The task ->
Print exactly the lines from the first one down to the line that contains "<x-field clip btn>本</x-field><x-field", both included, and skip the pictures.
--- Start ---
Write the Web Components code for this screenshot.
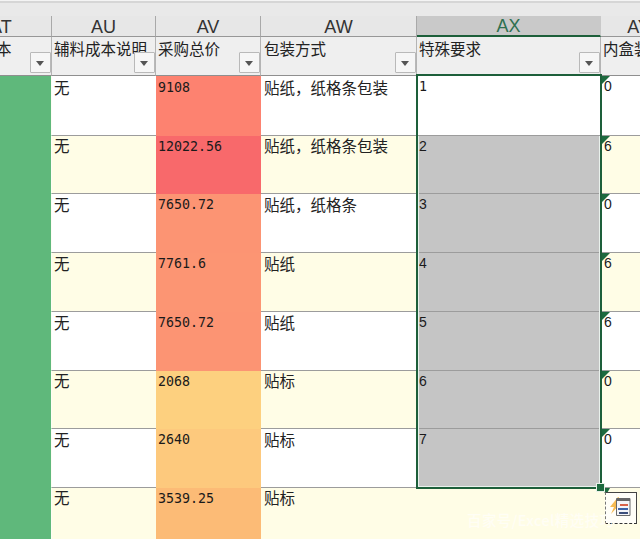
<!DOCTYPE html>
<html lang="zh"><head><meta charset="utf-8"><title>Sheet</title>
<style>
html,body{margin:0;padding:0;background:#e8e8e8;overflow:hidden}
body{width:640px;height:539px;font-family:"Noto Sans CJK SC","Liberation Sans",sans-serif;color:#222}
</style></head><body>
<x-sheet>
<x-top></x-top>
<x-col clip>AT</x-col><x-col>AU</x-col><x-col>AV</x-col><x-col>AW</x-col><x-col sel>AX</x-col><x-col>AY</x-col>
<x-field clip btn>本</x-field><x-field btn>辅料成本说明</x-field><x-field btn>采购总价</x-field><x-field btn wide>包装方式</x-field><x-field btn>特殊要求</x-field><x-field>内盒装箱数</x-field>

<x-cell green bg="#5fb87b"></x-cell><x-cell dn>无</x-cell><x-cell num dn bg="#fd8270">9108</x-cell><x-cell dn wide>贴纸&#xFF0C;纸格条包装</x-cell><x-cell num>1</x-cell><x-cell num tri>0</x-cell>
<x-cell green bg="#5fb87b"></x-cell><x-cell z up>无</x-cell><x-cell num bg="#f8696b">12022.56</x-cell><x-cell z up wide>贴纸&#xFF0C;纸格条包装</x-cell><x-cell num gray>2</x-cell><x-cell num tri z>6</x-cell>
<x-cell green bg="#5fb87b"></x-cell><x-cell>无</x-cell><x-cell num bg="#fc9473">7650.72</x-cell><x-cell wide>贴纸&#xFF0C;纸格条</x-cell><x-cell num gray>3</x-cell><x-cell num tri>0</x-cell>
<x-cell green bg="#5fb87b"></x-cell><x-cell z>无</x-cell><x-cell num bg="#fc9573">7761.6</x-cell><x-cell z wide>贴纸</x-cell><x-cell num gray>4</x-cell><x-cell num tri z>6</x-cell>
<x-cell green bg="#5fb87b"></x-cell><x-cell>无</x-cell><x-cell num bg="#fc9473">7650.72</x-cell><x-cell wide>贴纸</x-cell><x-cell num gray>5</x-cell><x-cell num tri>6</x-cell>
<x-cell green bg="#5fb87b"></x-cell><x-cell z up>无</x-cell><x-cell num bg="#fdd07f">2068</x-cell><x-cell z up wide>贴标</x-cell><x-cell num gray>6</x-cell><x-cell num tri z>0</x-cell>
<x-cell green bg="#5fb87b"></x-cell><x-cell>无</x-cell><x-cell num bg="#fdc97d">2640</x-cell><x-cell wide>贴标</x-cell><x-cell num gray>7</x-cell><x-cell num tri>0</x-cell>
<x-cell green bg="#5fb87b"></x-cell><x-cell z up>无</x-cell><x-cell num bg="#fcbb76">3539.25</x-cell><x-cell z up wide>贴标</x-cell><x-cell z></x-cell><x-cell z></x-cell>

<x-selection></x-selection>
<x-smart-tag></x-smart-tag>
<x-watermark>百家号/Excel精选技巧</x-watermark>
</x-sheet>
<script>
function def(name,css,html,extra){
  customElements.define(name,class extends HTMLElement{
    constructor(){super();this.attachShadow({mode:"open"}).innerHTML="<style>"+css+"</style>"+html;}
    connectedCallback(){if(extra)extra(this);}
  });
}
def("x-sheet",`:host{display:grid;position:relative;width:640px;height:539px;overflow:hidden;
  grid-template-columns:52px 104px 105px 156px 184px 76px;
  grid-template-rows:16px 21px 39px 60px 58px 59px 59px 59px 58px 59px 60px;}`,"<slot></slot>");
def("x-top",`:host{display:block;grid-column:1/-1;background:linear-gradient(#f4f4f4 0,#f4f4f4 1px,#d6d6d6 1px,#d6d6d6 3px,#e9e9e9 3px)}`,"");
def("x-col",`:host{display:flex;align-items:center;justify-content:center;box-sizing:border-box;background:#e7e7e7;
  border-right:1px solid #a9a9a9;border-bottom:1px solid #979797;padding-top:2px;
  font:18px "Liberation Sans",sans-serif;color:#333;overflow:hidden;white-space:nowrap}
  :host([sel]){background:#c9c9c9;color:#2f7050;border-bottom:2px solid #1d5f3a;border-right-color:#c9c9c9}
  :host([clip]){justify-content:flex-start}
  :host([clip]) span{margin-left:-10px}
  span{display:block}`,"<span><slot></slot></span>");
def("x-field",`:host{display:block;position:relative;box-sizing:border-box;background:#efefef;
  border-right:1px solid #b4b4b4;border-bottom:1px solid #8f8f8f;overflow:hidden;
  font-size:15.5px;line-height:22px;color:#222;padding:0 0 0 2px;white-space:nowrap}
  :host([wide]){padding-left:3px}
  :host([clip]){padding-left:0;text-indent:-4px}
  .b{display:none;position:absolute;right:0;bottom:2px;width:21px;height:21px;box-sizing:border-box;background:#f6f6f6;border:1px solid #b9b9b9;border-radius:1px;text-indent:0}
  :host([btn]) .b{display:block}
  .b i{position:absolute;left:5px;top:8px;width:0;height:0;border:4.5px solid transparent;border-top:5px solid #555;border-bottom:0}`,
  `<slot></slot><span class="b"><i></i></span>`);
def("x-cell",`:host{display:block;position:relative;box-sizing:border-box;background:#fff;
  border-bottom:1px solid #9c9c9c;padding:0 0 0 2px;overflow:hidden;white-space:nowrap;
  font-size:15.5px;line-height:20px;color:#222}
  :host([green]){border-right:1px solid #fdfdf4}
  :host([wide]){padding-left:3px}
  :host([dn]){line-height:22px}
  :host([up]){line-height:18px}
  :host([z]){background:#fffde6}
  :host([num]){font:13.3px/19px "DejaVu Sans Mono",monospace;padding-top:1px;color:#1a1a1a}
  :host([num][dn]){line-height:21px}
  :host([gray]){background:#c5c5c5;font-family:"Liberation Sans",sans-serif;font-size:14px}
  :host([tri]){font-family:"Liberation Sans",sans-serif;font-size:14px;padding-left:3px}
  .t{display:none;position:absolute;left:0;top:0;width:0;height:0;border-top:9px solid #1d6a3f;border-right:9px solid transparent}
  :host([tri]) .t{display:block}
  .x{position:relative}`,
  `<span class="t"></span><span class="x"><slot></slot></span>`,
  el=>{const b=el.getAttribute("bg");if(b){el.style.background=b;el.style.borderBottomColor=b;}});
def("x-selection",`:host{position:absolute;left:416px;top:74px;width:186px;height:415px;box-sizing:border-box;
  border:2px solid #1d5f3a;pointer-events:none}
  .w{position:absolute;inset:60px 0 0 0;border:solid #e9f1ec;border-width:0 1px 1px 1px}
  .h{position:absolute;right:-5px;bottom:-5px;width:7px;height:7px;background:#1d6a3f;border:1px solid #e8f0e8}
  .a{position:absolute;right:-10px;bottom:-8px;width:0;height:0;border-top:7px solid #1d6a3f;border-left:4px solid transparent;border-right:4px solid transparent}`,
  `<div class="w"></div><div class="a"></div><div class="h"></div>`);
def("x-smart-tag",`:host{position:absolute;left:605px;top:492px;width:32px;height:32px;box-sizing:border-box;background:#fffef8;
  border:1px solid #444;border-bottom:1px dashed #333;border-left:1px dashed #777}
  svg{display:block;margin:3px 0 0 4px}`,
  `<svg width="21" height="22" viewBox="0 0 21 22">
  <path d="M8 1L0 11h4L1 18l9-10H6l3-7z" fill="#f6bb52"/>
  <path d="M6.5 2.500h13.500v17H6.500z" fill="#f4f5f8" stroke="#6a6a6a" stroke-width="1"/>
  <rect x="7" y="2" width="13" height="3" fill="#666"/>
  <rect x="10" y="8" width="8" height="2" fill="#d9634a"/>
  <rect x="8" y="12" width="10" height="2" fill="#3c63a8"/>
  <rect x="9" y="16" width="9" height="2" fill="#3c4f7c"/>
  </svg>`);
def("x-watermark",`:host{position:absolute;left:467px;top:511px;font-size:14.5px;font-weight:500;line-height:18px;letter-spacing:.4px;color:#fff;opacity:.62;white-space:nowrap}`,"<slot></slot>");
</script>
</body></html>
--- End ---
Task answer ->
Write the Web Components code for this screenshot.
<!DOCTYPE html>
<html lang="zh"><head><meta charset="utf-8"><title>Sheet</title>
<style>
html,body{margin:0;padding:0;background:#e8e8e8;overflow:hidden}
body{width:640px;height:539px;font-family:"Noto Sans CJK SC","Liberation Sans",sans-serif;color:#222}
</style></head><body>
<x-sheet>
<x-top></x-top>
<x-col clip>AT</x-col><x-col>AU</x-col><x-col>AV</x-col><x-col>AW</x-col><x-col sel>AX</x-col><x-col>AY</x-col>
<x-field clip btn>本</x-field><x-field btn>辅料成本说明</x-field><x-field btn>采购总价</x-field><x-field btn wide>包装方式</x-field><x-field btn>特殊要求</x-field><x-field>内盒装箱数</x-field>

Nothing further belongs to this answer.